==== GIVEN MATERIAL ====

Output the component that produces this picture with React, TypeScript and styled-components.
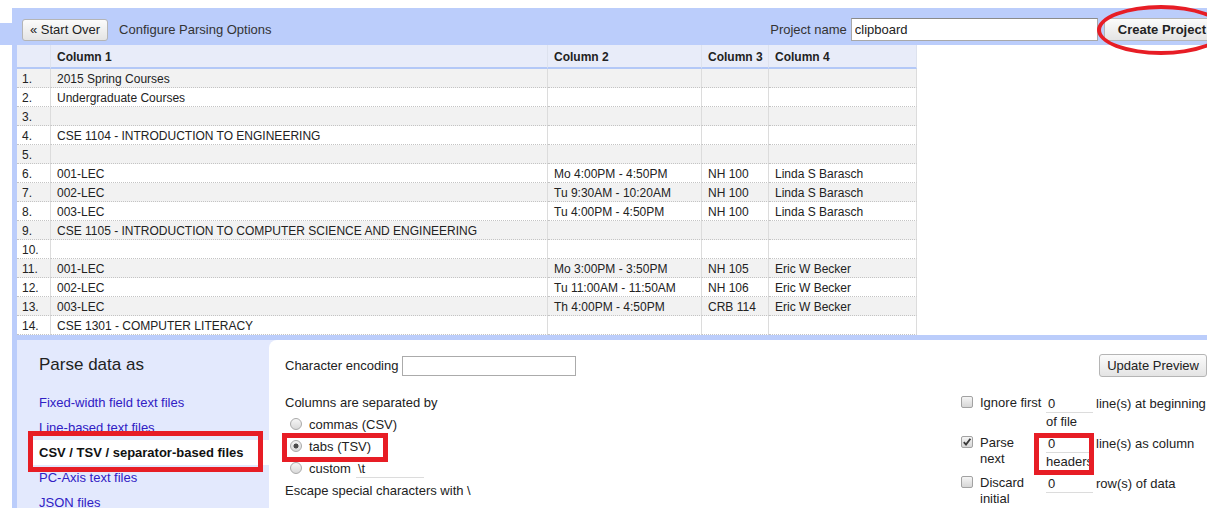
import React from "react";
import styled, { createGlobalStyle } from "styled-components";

const FONT = `"Liberation Sans", Arial, sans-serif`;
const BAND = "#bbcdfb";
const PANEL = "#e3e9fd";

const GlobalStyle = createGlobalStyle`
  html, body { margin: 0; padding: 0; background: #fff; }
  body { font-family: ${FONT}; font-size: 13px; color: #222; overflow: hidden; }
  * { box-sizing: border-box; }
`;

const Page = styled.div`
  position: relative;
  width: 1207px;
  height: 508px;
  overflow: hidden;
  padding-top: 8px;
  padding-left: 12px;
`;

const HeaderBar = styled.header`
  position: relative;
  height: 37px;
  background: ${BAND};
  display: flex;
  align-items: center;
  padding: 6px 0 0 10px;
  &::before {
    content: "";
    position: absolute;
    left: -12px;
    top: 15px;
    width: 12px;
    height: 22px;
    background: ${BAND};
  }
`;

const Button = styled.button<{ $primary?: boolean; $tall?: boolean }>`
  height: ${(p) => (p.$tall ? 23 : 22)}px;
  padding: 0 ${(p) => (p.$primary ? 12 : 7)}px;
  font-family: ${FONT};
  font-size: 13px;
  font-weight: ${(p) => (p.$primary ? "bold" : "normal")};
  color: #222;
  background: linear-gradient(#fbfbfb, #e4e4e4);
  border: 1px solid #b5b5b5;
  border-radius: 3px;
  white-space: nowrap;
  flex-shrink: 0;
`;

const HeaderTitle = styled.span`
  margin-left: 11px;
  color: #333;
  font-size: 13px;
`;

const Spacer = styled.div`
  flex: 1;
`;

const FieldLabel = styled.span`
  color: #333;
  font-size: 13px;
  white-space: nowrap;
`;

const NameInput = styled.input`
  width: 247px;
  height: 23px;
  margin-left: 4px;
  padding: 0 3px;
  font-family: ${FONT};
  font-size: 13px;
  color: #222;
  border: 1px solid #a8a8a8;
  border-top-color: #8a8a8a;
  background: #fff;
  outline: none;
`;

const CreateButton = styled(Button)`
  margin-left: 6px;
  margin-right: -14px;
  padding: 0 14px 0 13px;
`;

const Workspace = styled.div`
  height: 463px;
  background: ${BAND};
  padding-left: 5px;
  display: flex;
  flex-direction: column;
  gap: 5px;
`;

const DataArea = styled.div`
  height: 290px;
  flex-shrink: 0;
  background: #fff;
  overflow: hidden;
`;

const Table = styled.table`
  border-collapse: separate;
  border-spacing: 0;
  table-layout: fixed;
  width: 900px;
  font-size: 12px;
  color: #222;
`;

const HeadCell = styled.th<{ $index?: boolean }>`
  height: 24px;
  padding: 2px 0 0 ${(p) => (p.$index ? 5 : 6)}px;
  text-align: left;
  font-weight: bold;
  background: #e8ecf9;
  border-right: 1px solid #dde2ee;
  border-bottom: 2px solid #b3c8f7;
  white-space: nowrap;
`;

const Row = styled.tr<{ $odd: boolean }>`
  background: ${(p) => (p.$odd ? "#f2f2f2" : "#fff")};
`;

const Cell = styled.td<{ $index?: boolean }>`
  height: 19px;
  padding: 2px 0 0 ${(p) => (p.$index ? 5 : 6)}px;
  line-height: 16px;
  border-right: 1px solid #dcdcdc;
  border-bottom: 1px dotted #c4c4c4;
  white-space: nowrap;
  overflow: hidden;
`;

const Controls = styled.div`
  flex: 1;
  display: flex;
  background: ${PANEL};
`;

const FormatPanel = styled.nav`
  width: 252px;
  flex-shrink: 0;
  padding-top: 15px;
`;

const PanelTitle = styled.h2`
  margin: 0 0 15px 22px;
  font-size: 17px;
  font-weight: normal;
  line-height: 20px;
  color: #222;
`;

const FormatLink = styled.a<{ $selected?: boolean }>`
  display: block;
  height: 25px;
  line-height: 25px;
  font-size: 13px;
  white-space: nowrap;
  text-decoration: none;
  margin-left: ${(p) => (p.$selected ? 16 : 22)}px;
  padding-left: ${(p) => (p.$selected ? 6 : 0)}px;
  color: ${(p) => (p.$selected ? "#111" : "#3020c4")};
  font-weight: ${(p) => (p.$selected ? "bold" : "normal")};
  background: ${(p) => (p.$selected ? "#fff" : "transparent")};
`;

const OptionsPanel = styled.section`
  flex: 1;
  background: #fff;
  border-top-left-radius: 8px;
  padding: 14px 0 0 16px;
  display: flex;
  flex-direction: column;
`;

const TopRow = styled.div`
  display: flex;
  align-items: center;
  justify-content: space-between;
  height: 23px;
`;

const EncodingGroup = styled.div`
  display: flex;
  align-items: center;
  gap: 4px;
`;

const BoxInput = styled.input`
  width: 174px;
  height: 20px;
  margin-top: 1px;
  border: 1px solid #ababab;
  font-family: ${FONT};
  font-size: 13px;
  outline: none;
`;

const OptionsBody = styled.div`
  display: flex;
  margin-top: 17px;
`;

const SeparatorColumn = styled.div`
  flex: 1;
  line-height: 17px;
`;

const Heading = styled.div`
  height: 17px;
  margin-bottom: 2px;
`;

const RadioRow = styled.label`
  display: flex;
  align-items: center;
  height: 22px;
  padding-left: 5px;
  gap: 7px;
  white-space: nowrap;
`;

const Radio = styled.span<{ $checked?: boolean }>`
  width: 12px;
  height: 12px;
  border-radius: 50%;
  border: 1px solid #a9a9a9;
  flex-shrink: 0;
  background: ${(p) =>
    p.$checked
      ? "radial-gradient(circle, #4a4a4a 0 2.2px, transparent 2.8px), linear-gradient(#f3f3f3, #d8d8d8)"
      : "linear-gradient(#f6f6f6, #d9d9d9)"};
`;

const LineInput = styled.span<{ $width: number }>`
  display: inline-block;
  width: ${(p) => p.$width}px;
  height: 18px;
  line-height: 17px;
  padding-left: 2px;
  border-bottom: 1px solid #dcdcdc;
  vertical-align: top;
`;

const CustomInput = styled(LineInput)`
  margin-left: -2px;
  margin-top: 2px;
`;

const EscapeLine = styled.div`
  height: 22px;
  line-height: 23px;
`;

const FlagsColumn = styled.div`
  width: 250px;
  flex-shrink: 0;
  display: grid;
  grid-template-columns: 23px 66px 1fr;
  row-gap: 5px;
  line-height: 17px;
  align-items: start;
  padding-top: 1px;
`;

const CheckCell = styled.div`
  padding: 1px 0 0 4px;
`;

const CheckBox = styled.span`
  display: block;
  width: 12px;
  height: 12px;
  border: 1px solid #a2a2a2;
  border-radius: 2px;
  background: linear-gradient(#f5f5f5, #d6d6d6);
  svg {
    display: block;
  }
`;

const FlagLabel = styled.div`
  white-space: nowrap;
  line-height: 16px;
`;

const FlagValue = styled.div`
  white-space: nowrap;
`;

const Unit = styled.span`
  margin-left: 3px;
`;

const Annotation = styled.div<{ $round?: boolean }>`
  position: absolute;
  border: ${(p) => (p.$round ? 4 : 5)}px solid #e71d25;
  border-radius: ${(p) => (p.$round ? "50%" : "0")};
  pointer-events: none;
`;

const rows: string[][] = [
  ["2015 Spring Courses"],
  ["Undergraduate Courses"],
  [],
  ["CSE 1104 - INTRODUCTION TO ENGINEERING"],
  [],
  ["001-LEC", "Mo 4:00PM - 4:50PM", "NH 100", "Linda S Barasch"],
  ["002-LEC", "Tu 9:30AM - 10:20AM", "NH 100", "Linda S Barasch"],
  ["003-LEC", "Tu 4:00PM - 4:50PM", "NH 100", "Linda S Barasch"],
  ["CSE 1105 - INTRODUCTION TO COMPUTER SCIENCE AND ENGINEERING"],
  [],
  ["001-LEC", "Mo 3:00PM - 3:50PM", "NH 105", "Eric W Becker"],
  ["002-LEC", "Tu 11:00AM - 11:50AM", "NH 106", "Eric W Becker"],
  ["003-LEC", "Th 4:00PM - 4:50PM", "CRB 114", "Eric W Becker"],
  ["CSE 1301 - COMPUTER LITERACY"],
];

const colWidths = [34, 497, 154, 67, 148];

const formats = [
  "Fixed-width field text files",
  "Line-based text files",
  "CSV / TSV / separator-based files",
  "PC-Axis text files",
  "JSON files",
];

const Check = ({ checked }: { checked?: boolean }) => (
  <CheckBox>
    {checked && (
      <svg width="10" height="10" viewBox="0 0 10 10">
        <path d="M1.8 5.2 L4 7.6 L8.4 1.8" fill="none" stroke="#3a3a3a" strokeWidth="1.9" />
      </svg>
    )}
  </CheckBox>
);

export default function App() {
  return (
    <>
      <GlobalStyle />
      <Page>
        <HeaderBar>
          <Button>« Start Over</Button>
          <HeaderTitle>Configure Parsing Options</HeaderTitle>
          <Spacer />
          <FieldLabel>Project name</FieldLabel>
          <NameInput defaultValue="clipboard" />
          <CreateButton $primary $tall>
            Create Project
          </CreateButton>
        </HeaderBar>

        <Workspace>
          <DataArea>
            <Table>
              <colgroup>
                {colWidths.map((w, i) => (
                  <col key={i} style={{ width: w }} />
                ))}
              </colgroup>
              <thead>
                <tr>
                  <HeadCell $index />
                  <HeadCell>Column 1</HeadCell>
                  <HeadCell>Column 2</HeadCell>
                  <HeadCell>Column 3</HeadCell>
                  <HeadCell>Column 4</HeadCell>
                </tr>
              </thead>
              <tbody>
                {rows.map((r, i) => (
                  <Row key={i} $odd={i % 2 === 0}>
                    <Cell $index>{i + 1}.</Cell>
                    {[0, 1, 2, 3].map((c) => (
                      <Cell key={c}>{r[c] ?? ""}</Cell>
                    ))}
                  </Row>
                ))}
              </tbody>
            </Table>
          </DataArea>

          <Controls>
            <FormatPanel>
              <PanelTitle>Parse data as</PanelTitle>
              {formats.map((f) => (
                <FormatLink key={f} href="#" $selected={f.startsWith("CSV")}>
                  {f}
                </FormatLink>
              ))}
            </FormatPanel>

            <OptionsPanel>
              <TopRow>
                <EncodingGroup>
                  <span>Character encoding</span>
                  <BoxInput />
                </EncodingGroup>
                <Button $tall>Update Preview</Button>
              </TopRow>

              <OptionsBody>
                <SeparatorColumn>
                  <Heading>Columns are separated by</Heading>
                  <RadioRow>
                    <Radio />
                    commas (CSV)
                  </RadioRow>
                  <RadioRow>
                    <Radio $checked />
                    tabs (TSV)
                  </RadioRow>
                  <RadioRow>
                    <Radio />
                    custom
                    <CustomInput $width={68}>\t</CustomInput>
                  </RadioRow>
                  <EscapeLine>Escape special characters with \</EscapeLine>
                </SeparatorColumn>

                <FlagsColumn>
                  <CheckCell>
                    <Check />
                  </CheckCell>
                  <FlagLabel>Ignore first</FlagLabel>
                  <FlagValue>
                    <LineInput $width={47}>0</LineInput>
                    <Unit>line(s) at beginning</Unit>
                    <br />
                    of file
                  </FlagValue>

                  <CheckCell>
                    <Check checked />
                  </CheckCell>
                  <FlagLabel>
                    Parse
                    <br />
                    next
                  </FlagLabel>
                  <FlagValue>
                    <LineInput $width={47}>0</LineInput>
                    <Unit>line(s) as column</Unit>
                    <br />
                    headers
                  </FlagValue>

                  <CheckCell>
                    <Check />
                  </CheckCell>
                  <FlagLabel>
                    Discard
                    <br />
                    initial
                  </FlagLabel>
                  <FlagValue>
                    <LineInput $width={47}>0</LineInput>
                    <Unit>row(s) of data</Unit>
                  </FlagValue>
                </FlagsColumn>
              </OptionsBody>
            </OptionsPanel>
          </Controls>
        </Workspace>

        <Annotation $round style={{ left: 1097, top: 5, width: 128, height: 50 }} />
        <Annotation style={{ left: 28, top: 431, width: 235, height: 41 }} />
        <Annotation style={{ left: 282, top: 433, width: 106, height: 29 }} />
        <Annotation style={{ left: 1034, top: 433, width: 60, height: 42 }} />
      </Page>
    </>
  );
}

====

### EXERCISE TASK
Search the data above for the string "components" and copy each line that has it.

### RESULT OF THE EXERCISE
Output the component that produces this picture with React, TypeScript and styled-components.
import styled, { createGlobalStyle } from "styled-components";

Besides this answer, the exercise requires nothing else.